WORK TO BE COMPLETED
Using the material below, copy every line where "component" appears.

Entries with page source code
-*-*-
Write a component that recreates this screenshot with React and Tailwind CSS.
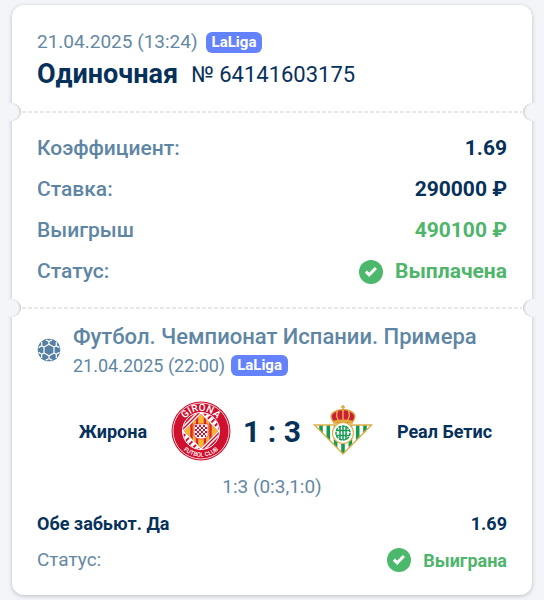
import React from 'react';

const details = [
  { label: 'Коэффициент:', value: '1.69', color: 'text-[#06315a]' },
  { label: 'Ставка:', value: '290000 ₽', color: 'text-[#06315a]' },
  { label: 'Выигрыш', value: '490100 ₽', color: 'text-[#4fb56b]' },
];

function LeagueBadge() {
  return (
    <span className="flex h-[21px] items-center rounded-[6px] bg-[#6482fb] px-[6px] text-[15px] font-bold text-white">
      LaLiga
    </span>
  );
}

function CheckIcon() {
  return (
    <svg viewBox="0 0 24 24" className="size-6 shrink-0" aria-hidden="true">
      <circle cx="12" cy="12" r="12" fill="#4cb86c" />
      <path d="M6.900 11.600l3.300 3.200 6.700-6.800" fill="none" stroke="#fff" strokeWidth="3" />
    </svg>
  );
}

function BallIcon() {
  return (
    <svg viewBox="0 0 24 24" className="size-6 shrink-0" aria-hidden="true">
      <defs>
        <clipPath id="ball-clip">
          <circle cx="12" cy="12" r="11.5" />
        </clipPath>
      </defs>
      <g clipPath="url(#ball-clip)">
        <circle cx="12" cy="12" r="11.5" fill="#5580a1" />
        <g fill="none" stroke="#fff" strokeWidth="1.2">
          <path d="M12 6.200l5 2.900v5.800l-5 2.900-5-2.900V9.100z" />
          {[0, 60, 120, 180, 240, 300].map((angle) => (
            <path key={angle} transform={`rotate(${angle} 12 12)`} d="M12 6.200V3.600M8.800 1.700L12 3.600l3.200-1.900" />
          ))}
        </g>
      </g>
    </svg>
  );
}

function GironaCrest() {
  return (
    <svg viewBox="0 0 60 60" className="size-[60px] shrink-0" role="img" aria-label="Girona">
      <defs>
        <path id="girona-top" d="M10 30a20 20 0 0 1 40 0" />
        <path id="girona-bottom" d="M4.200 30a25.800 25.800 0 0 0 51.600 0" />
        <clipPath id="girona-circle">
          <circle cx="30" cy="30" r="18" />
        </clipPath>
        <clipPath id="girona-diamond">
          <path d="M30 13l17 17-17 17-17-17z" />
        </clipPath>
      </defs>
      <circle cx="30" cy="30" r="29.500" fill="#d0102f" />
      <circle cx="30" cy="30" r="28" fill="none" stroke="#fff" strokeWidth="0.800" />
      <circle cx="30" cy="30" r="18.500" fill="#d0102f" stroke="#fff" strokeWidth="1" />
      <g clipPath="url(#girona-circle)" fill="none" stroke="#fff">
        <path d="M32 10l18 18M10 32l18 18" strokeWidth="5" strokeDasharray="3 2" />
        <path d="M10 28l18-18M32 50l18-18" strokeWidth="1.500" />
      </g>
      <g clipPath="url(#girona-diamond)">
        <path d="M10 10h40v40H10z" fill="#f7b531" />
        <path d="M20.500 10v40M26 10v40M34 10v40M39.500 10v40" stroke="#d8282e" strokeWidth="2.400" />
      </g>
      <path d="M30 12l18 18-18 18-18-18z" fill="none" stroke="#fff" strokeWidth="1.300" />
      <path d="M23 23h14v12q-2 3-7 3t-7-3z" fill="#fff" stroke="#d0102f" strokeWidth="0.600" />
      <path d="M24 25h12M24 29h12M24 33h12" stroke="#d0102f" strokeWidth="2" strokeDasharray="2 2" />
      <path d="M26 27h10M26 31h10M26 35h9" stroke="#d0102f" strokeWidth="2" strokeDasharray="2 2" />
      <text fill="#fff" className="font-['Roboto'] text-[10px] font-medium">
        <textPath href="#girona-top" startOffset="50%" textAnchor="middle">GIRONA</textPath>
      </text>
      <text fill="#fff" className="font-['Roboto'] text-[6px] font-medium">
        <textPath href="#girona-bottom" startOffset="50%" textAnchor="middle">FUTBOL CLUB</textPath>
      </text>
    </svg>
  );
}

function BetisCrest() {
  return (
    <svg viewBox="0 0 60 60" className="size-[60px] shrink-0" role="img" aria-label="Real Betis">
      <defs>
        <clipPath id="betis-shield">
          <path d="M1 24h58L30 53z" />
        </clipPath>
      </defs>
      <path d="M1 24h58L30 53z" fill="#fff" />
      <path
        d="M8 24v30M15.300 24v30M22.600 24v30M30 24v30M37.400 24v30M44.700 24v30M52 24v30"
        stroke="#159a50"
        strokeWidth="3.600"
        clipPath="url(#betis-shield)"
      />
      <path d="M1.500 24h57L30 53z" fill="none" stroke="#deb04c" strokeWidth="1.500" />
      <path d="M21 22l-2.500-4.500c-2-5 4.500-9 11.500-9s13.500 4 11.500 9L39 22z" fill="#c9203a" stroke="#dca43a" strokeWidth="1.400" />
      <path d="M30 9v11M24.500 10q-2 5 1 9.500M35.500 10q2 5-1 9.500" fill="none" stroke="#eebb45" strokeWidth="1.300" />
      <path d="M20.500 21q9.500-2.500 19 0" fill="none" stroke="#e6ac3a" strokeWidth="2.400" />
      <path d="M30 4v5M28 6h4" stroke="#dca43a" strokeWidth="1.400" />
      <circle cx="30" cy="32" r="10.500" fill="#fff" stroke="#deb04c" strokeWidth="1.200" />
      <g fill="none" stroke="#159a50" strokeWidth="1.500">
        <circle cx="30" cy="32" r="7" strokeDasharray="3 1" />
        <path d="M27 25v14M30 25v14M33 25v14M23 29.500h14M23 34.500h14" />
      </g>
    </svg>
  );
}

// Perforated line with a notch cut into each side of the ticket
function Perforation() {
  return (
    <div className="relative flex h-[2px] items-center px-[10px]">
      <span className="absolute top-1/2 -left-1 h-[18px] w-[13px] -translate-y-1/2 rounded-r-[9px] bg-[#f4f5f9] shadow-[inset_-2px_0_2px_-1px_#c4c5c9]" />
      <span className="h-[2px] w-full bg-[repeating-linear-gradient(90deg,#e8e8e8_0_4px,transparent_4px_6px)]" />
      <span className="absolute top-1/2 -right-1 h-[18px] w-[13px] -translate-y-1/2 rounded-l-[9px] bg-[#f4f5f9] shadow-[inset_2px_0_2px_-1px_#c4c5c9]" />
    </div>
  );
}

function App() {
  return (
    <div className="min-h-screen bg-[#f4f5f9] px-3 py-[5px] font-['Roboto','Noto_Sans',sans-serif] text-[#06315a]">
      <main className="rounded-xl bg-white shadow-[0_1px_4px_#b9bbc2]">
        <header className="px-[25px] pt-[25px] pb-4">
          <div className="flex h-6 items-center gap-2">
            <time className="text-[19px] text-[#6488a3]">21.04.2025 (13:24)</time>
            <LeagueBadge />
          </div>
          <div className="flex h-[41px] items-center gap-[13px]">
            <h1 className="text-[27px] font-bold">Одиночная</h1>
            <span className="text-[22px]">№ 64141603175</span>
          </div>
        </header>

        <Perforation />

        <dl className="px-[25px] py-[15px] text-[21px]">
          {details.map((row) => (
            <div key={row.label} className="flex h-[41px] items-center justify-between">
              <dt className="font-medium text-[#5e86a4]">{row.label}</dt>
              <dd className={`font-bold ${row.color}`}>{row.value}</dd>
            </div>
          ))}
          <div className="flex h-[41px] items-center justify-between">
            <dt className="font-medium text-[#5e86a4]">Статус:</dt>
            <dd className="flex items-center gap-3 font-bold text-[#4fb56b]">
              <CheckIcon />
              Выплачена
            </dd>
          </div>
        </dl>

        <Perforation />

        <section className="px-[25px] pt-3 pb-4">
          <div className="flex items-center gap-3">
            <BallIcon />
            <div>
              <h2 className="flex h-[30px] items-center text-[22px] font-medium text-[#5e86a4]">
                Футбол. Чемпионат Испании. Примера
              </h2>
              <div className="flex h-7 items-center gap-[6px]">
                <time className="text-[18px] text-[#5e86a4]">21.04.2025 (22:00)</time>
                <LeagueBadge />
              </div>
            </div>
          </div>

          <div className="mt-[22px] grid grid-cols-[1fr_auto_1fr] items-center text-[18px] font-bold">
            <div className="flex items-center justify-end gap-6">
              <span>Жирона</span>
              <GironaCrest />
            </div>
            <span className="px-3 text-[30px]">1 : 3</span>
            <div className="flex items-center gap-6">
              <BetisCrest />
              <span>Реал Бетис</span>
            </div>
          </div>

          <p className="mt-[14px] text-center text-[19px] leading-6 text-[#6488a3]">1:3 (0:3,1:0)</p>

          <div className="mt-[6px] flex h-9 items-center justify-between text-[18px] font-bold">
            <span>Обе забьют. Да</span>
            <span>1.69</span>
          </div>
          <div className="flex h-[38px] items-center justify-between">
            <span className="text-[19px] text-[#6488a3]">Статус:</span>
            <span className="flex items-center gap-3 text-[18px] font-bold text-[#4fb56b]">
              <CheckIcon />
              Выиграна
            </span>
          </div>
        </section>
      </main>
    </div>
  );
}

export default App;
-*-*-
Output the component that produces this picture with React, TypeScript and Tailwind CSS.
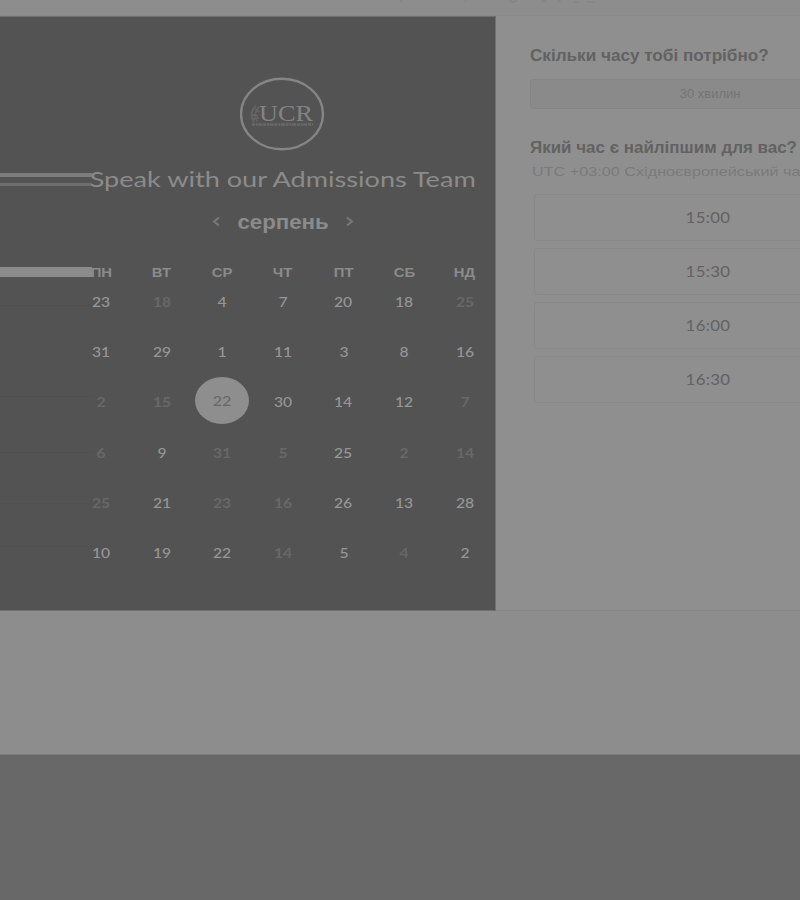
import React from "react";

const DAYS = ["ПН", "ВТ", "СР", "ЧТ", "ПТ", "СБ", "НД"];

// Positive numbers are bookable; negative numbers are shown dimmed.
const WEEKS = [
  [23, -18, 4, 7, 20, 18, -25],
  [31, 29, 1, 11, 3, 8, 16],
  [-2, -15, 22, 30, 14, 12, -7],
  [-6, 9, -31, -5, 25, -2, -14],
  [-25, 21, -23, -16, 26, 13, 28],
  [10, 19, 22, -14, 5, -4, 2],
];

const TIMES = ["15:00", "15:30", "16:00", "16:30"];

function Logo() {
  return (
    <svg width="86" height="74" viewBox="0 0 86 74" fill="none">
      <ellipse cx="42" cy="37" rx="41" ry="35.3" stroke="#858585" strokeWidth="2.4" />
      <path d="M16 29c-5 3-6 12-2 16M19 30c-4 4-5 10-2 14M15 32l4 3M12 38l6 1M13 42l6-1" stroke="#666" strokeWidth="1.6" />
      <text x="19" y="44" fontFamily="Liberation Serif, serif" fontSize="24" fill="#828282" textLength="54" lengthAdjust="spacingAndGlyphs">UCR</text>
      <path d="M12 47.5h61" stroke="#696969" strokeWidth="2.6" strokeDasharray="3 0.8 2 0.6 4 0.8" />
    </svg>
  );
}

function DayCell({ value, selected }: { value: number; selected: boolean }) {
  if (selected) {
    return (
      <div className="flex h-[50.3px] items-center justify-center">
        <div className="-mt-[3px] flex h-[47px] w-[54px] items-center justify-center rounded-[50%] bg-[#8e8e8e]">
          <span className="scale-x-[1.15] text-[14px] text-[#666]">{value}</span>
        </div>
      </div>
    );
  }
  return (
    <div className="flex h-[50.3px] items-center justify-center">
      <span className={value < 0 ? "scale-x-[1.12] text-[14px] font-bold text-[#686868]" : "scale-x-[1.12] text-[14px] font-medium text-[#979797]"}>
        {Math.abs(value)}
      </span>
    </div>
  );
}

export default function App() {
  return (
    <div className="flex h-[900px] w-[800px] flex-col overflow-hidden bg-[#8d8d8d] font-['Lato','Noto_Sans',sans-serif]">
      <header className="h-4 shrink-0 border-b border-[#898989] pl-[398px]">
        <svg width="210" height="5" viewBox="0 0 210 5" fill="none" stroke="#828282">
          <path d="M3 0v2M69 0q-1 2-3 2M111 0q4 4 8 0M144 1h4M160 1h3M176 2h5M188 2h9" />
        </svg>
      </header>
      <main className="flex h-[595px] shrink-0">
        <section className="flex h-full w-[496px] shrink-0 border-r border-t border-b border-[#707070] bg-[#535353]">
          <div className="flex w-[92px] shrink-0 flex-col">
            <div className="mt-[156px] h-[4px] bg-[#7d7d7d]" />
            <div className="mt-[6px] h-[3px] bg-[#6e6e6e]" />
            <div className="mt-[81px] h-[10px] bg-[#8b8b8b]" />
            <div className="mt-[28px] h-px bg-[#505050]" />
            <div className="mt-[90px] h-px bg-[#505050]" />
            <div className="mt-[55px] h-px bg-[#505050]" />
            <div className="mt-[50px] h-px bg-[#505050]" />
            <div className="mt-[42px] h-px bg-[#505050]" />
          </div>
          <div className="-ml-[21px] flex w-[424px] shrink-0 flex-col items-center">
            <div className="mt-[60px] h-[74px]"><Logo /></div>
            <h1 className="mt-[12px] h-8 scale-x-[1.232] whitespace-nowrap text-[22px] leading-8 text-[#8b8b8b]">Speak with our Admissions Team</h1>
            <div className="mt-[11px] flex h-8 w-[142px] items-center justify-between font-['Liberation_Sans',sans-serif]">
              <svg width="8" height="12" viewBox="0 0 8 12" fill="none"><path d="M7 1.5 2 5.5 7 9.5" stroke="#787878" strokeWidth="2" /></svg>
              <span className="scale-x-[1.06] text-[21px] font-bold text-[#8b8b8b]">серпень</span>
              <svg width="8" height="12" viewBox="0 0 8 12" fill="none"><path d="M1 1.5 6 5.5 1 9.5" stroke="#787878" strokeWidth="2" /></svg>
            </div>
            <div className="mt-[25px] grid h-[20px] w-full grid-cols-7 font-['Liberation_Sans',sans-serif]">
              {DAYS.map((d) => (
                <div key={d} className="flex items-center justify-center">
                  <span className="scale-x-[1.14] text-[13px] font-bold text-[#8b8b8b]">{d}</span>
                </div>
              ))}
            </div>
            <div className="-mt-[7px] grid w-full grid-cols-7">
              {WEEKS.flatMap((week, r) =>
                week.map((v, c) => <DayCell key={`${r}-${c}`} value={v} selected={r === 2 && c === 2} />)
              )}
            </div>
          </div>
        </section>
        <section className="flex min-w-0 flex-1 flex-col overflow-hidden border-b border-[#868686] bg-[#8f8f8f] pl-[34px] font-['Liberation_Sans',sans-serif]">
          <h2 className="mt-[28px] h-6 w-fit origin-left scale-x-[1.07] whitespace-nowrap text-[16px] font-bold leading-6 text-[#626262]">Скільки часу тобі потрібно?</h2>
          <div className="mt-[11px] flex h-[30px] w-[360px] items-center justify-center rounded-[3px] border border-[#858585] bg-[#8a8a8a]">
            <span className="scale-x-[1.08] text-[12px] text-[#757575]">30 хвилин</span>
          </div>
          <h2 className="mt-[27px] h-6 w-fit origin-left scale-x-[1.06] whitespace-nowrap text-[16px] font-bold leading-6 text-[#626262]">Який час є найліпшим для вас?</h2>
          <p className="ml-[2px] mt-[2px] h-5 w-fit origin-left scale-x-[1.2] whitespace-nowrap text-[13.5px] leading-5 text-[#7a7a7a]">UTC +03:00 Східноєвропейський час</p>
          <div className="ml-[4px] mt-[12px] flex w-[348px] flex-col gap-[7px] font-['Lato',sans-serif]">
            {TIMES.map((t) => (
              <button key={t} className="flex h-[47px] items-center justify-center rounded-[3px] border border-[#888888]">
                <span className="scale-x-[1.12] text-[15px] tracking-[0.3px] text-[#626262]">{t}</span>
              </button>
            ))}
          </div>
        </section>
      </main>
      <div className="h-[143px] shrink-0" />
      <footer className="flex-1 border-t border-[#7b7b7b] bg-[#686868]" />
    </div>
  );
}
-*-*-
RESULT OF THIS TASK
Write a component that recreates this screenshot with React and Tailwind CSS.
Output the component that produces this picture with React, TypeScript and Tailwind CSS.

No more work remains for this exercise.